SUPPLIED DATA:
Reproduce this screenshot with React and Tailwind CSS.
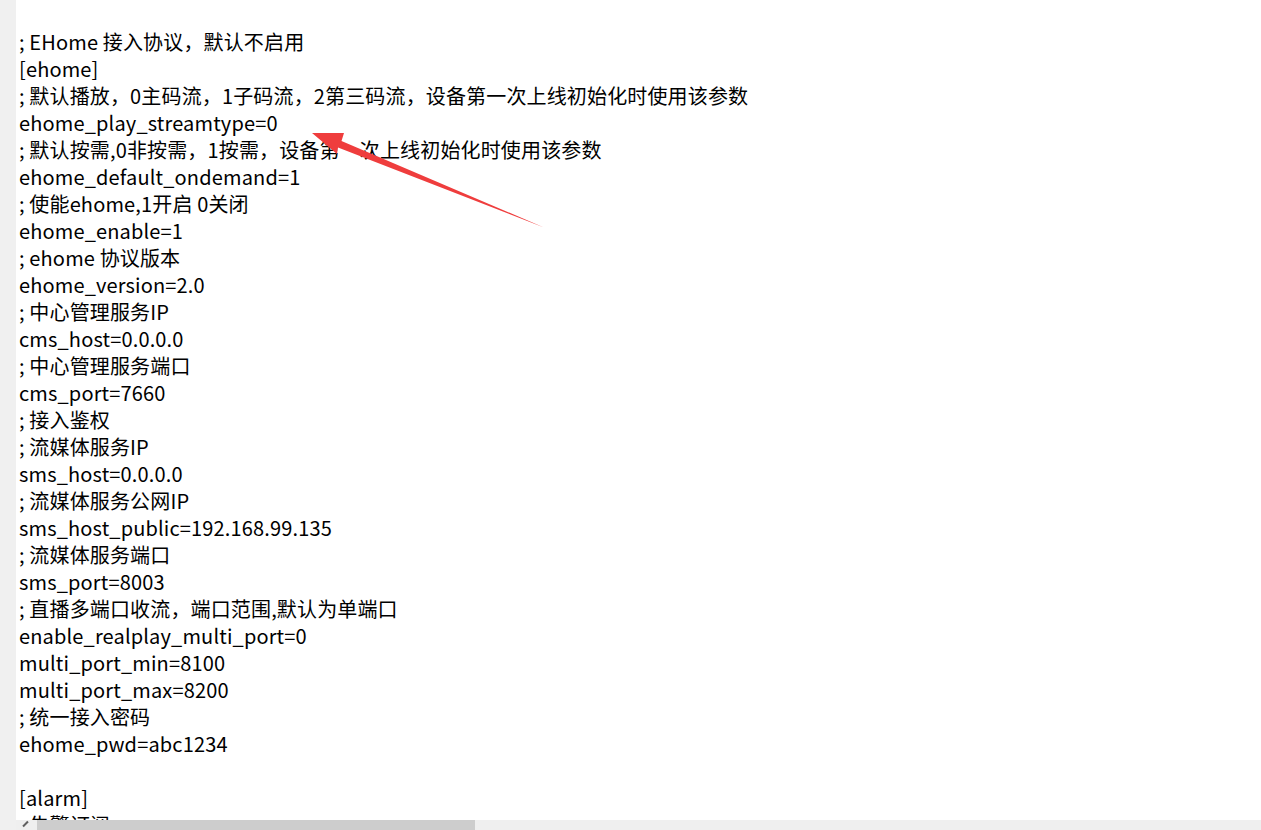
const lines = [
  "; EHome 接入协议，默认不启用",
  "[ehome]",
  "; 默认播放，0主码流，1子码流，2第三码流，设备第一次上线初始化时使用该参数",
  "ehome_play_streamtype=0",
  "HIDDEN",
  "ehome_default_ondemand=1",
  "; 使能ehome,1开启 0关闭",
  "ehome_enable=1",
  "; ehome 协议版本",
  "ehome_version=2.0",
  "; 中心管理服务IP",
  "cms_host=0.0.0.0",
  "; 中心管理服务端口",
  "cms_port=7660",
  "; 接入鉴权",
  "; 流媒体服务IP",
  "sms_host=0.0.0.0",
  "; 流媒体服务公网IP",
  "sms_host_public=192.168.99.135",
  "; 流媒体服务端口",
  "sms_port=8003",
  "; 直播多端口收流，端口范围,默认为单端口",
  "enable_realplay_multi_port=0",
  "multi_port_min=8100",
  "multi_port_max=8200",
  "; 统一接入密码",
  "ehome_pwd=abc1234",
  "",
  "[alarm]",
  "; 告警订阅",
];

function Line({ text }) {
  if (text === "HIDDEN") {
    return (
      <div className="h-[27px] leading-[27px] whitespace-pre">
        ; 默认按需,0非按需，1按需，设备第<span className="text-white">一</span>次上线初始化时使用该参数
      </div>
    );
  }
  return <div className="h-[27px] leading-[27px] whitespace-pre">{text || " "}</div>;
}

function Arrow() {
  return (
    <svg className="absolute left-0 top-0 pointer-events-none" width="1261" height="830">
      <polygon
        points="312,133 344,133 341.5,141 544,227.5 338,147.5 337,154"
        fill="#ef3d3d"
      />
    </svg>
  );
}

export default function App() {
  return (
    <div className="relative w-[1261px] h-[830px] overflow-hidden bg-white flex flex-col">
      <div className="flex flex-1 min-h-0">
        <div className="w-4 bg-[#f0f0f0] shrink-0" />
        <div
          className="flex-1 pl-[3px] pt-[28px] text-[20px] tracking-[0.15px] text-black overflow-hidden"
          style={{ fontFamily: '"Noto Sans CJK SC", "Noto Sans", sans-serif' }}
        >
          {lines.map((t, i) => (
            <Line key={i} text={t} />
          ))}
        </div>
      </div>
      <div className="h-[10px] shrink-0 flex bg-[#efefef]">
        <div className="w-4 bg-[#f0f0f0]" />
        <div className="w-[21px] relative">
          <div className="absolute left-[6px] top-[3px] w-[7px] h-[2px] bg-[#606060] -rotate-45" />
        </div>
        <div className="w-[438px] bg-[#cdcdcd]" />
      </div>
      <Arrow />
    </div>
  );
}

WRITTEN INSTRUCTION: Every line above should be returned word for word, with the pictures left behind.

FULL SOLUTION:
Reproduce this screenshot with React and Tailwind CSS.
const lines = [
  "; EHome 接入协议，默认不启用",
  "[ehome]",
  "; 默认播放，0主码流，1子码流，2第三码流，设备第一次上线初始化时使用该参数",
  "ehome_play_streamtype=0",
  "HIDDEN",
  "ehome_default_ondemand=1",
  "; 使能ehome,1开启 0关闭",
  "ehome_enable=1",
  "; ehome 协议版本",
  "ehome_version=2.0",
  "; 中心管理服务IP",
  "cms_host=0.0.0.0",
  "; 中心管理服务端口",
  "cms_port=7660",
  "; 接入鉴权",
  "; 流媒体服务IP",
  "sms_host=0.0.0.0",
  "; 流媒体服务公网IP",
  "sms_host_public=192.168.99.135",
  "; 流媒体服务端口",
  "sms_port=8003",
  "; 直播多端口收流，端口范围,默认为单端口",
  "enable_realplay_multi_port=0",
  "multi_port_min=8100",
  "multi_port_max=8200",
  "; 统一接入密码",
  "ehome_pwd=abc1234",
  "",
  "[alarm]",
  "; 告警订阅",
];

function Line({ text }) {
  if (text === "HIDDEN") {
    return (
      <div className="h-[27px] leading-[27px] whitespace-pre">
        ; 默认按需,0非按需，1按需，设备第<span className="text-white">一</span>次上线初始化时使用该参数
      </div>
    );
  }
  return <div className="h-[27px] leading-[27px] whitespace-pre">{text || " "}</div>;
}

function Arrow() {
  return (
    <svg className="absolute left-0 top-0 pointer-events-none" width="1261" height="830">
      <polygon
        points="312,133 344,133 341.5,141 544,227.5 338,147.5 337,154"
        fill="#ef3d3d"
      />
    </svg>
  );
}

export default function App() {
  return (
    <div className="relative w-[1261px] h-[830px] overflow-hidden bg-white flex flex-col">
      <div className="flex flex-1 min-h-0">
        <div className="w-4 bg-[#f0f0f0] shrink-0" />
        <div
          className="flex-1 pl-[3px] pt-[28px] text-[20px] tracking-[0.15px] text-black overflow-hidden"
          style={{ fontFamily: '"Noto Sans CJK SC", "Noto Sans", sans-serif' }}
        >
          {lines.map((t, i) => (
            <Line key={i} text={t} />
          ))}
        </div>
      </div>
      <div className="h-[10px] shrink-0 flex bg-[#efefef]">
        <div className="w-4 bg-[#f0f0f0]" />
        <div className="w-[21px] relative">
          <div className="absolute left-[6px] top-[3px] w-[7px] h-[2px] bg-[#606060] -rotate-45" />
        </div>
        <div className="w-[438px] bg-[#cdcdcd]" />
      </div>
      <Arrow />
    </div>
  );
}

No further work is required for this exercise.